|Ph.D Student||Livne Adi|
|Subject||Analysis of the Mechanism Underlying Induction of Apoptosis|
by Adenovirus E4orf4 Protein
|Department||Department of Medicine||Supervisors||Professor Adi Salzberg|
|Professor Tamar Kleinberger|
Adenovirus type 5 E4 open-reading-frame 4 (E4orf4) protein is a multifunctional viral regulator shown to down-regulate gene expression of E1A-activated genes, to control alternative splicing of adenovirus mRNAs, and to induce p53-independent apoptosis. Induction of apoptosis by E4orf4 is transformed cell-specific, suggesting that this protein has a terapeutic potential for cancer.
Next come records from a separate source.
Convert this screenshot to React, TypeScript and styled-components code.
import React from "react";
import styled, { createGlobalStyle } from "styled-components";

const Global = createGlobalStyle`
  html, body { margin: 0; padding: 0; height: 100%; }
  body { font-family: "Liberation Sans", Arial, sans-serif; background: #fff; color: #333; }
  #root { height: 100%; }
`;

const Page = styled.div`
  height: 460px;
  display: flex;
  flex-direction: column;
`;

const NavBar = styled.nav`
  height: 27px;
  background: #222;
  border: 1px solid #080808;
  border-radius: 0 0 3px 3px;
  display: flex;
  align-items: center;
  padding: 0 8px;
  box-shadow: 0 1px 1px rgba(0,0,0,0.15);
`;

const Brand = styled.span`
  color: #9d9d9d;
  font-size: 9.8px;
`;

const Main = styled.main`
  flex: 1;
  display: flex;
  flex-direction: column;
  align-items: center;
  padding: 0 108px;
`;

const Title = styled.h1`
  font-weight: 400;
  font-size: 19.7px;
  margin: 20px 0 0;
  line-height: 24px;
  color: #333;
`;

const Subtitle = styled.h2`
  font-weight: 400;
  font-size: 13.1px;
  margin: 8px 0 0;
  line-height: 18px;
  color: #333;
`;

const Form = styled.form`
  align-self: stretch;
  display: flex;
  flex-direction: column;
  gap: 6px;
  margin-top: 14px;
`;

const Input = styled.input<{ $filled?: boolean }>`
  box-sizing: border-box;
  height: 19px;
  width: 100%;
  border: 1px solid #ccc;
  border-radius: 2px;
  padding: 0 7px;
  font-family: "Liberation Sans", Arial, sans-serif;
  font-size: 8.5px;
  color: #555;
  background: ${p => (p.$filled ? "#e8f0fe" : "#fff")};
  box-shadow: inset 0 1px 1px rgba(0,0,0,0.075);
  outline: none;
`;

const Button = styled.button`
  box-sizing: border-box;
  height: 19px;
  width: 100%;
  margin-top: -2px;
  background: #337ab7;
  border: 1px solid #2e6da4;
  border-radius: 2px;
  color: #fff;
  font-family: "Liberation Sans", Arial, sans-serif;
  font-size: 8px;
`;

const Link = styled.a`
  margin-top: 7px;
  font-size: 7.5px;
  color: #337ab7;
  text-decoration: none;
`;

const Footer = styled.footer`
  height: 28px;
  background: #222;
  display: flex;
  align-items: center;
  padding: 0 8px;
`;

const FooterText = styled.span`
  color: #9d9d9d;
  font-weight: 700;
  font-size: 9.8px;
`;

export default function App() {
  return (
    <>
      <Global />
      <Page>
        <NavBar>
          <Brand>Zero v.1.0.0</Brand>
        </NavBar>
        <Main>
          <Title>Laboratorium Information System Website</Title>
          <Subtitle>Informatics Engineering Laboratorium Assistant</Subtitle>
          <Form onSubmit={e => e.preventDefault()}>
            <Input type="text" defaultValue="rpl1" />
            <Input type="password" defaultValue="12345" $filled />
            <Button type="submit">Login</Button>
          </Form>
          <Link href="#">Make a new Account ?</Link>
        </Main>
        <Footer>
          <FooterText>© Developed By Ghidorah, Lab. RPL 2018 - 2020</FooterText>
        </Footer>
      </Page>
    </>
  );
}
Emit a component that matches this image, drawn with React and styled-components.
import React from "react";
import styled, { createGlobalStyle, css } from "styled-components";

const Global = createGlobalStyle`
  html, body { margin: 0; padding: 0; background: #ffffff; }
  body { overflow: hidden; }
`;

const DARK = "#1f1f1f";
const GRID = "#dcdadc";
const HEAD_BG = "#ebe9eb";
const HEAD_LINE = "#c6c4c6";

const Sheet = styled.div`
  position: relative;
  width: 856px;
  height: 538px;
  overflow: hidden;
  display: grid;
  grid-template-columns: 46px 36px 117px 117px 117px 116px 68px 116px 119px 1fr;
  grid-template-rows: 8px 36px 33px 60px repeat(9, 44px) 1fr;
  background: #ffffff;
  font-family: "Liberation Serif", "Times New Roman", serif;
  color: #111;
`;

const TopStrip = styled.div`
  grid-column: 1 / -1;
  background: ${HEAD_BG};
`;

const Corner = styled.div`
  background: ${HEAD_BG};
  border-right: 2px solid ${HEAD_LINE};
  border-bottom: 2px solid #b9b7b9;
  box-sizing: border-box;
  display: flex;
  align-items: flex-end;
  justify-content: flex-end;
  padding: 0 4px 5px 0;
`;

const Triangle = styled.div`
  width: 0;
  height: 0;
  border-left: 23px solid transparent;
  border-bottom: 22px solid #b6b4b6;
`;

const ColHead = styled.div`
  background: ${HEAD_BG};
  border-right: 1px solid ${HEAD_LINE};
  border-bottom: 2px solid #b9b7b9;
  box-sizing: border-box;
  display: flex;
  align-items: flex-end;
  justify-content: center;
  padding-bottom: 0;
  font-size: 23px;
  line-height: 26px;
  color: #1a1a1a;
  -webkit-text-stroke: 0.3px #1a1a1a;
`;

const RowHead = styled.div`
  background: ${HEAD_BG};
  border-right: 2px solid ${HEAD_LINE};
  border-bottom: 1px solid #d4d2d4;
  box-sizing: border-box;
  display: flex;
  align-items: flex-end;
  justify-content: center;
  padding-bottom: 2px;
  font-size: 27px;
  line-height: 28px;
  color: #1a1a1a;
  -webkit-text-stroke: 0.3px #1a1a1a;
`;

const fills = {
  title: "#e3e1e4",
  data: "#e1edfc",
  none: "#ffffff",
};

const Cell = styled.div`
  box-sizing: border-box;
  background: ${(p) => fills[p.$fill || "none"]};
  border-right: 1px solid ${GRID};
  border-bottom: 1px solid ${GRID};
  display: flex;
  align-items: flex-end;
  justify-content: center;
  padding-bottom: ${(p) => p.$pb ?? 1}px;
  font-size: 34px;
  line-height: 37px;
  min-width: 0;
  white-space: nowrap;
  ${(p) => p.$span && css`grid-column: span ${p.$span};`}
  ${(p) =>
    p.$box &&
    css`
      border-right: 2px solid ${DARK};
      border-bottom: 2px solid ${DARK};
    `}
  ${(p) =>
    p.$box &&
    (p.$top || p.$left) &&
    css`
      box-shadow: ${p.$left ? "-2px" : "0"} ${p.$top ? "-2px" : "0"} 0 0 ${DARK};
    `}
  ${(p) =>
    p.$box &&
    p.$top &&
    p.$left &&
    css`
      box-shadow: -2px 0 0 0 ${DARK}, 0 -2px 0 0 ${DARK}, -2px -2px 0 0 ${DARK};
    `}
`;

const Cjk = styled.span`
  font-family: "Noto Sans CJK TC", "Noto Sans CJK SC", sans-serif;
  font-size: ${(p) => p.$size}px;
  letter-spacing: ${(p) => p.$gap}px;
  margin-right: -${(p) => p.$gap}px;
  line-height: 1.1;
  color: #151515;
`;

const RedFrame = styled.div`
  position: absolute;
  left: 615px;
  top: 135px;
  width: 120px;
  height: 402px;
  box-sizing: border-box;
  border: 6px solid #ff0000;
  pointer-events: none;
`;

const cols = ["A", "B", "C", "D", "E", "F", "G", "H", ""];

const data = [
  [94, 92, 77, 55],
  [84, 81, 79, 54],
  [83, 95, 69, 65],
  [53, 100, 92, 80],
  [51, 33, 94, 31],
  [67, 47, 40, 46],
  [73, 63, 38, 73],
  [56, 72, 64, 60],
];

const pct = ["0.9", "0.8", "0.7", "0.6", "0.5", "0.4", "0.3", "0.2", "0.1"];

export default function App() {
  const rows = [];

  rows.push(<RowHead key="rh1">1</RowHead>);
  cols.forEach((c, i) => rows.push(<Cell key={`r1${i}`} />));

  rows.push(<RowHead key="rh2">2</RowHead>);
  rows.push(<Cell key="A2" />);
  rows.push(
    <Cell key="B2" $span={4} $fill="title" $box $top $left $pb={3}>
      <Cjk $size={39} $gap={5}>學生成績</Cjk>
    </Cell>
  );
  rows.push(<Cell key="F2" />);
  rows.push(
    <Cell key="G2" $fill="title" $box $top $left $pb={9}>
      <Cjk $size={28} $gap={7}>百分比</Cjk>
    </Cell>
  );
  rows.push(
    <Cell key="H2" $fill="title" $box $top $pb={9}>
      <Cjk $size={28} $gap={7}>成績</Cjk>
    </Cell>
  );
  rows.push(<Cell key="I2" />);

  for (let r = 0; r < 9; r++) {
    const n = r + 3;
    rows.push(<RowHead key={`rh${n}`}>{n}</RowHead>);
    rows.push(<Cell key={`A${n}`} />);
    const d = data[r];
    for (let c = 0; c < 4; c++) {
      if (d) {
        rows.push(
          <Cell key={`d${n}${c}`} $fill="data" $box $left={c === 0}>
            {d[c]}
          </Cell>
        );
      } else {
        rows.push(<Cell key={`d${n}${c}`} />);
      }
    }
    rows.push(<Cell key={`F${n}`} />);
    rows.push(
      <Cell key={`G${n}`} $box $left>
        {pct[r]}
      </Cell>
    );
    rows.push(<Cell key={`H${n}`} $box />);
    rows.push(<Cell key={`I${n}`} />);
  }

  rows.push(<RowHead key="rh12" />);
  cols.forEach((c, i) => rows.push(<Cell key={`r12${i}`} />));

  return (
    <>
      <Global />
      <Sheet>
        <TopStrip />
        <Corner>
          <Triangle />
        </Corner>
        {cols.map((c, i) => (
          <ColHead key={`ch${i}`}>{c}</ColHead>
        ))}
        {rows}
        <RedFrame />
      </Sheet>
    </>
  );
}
When investigating the mechanisms underlying E4orf4 action, we found that the E4orf4 protein binds several cellular proteins, including protein phosphatase 2A (PP2A). we further showed that an interaction of E4orf4 with a subpopulation of PP2A heterotrimers containing the Bα subunit, but not the B’ subunits, is required for induction of apoptosis.
Different stages in the apoptotic pathway occur through the activation and function of caspases, a highly conserved family of cysteine proteases with specificity for aspartic acid residues in their substrates. It was previously reported that E4orf4-induced apoptosis did not involve induction of known caspases in CHO cells. However, recent results from our laboratory show that some apoptotic morphologies induced by E4orf4 are caspase-dependent in H1299 and 293T cells, since their appearance can be inhibited by the general caspase inhibitor zVAD-fmk. In these cells E4orf4 partially activastes the mitochondrial apoptotic pathway, and furthermore, we have shown that E4orf4 operates, in 293T cells, through the death receptor pathway (FAS/TNF), to activate the DISC (death inducing signaling complex).
Reactive Oxygen Species (ROS) have been reported to be important players in apoptosis. We show that E4orf4 induces accumulation of ROS, and that these high levels of ROS are required for E4orf4-induced apoptosis.
E4orf4 Cellular localization may also play a role in E4orf4-induced apoptosis. Observations from our laboratory show that E4orf4, which is present in the nucleus prior to, or at an early stage of the apoptotic process, translocates to the cell periphery later on. We show that E4orf4 goes through unique cellular localization changes which may be required for E4orf4-induced apoptosis.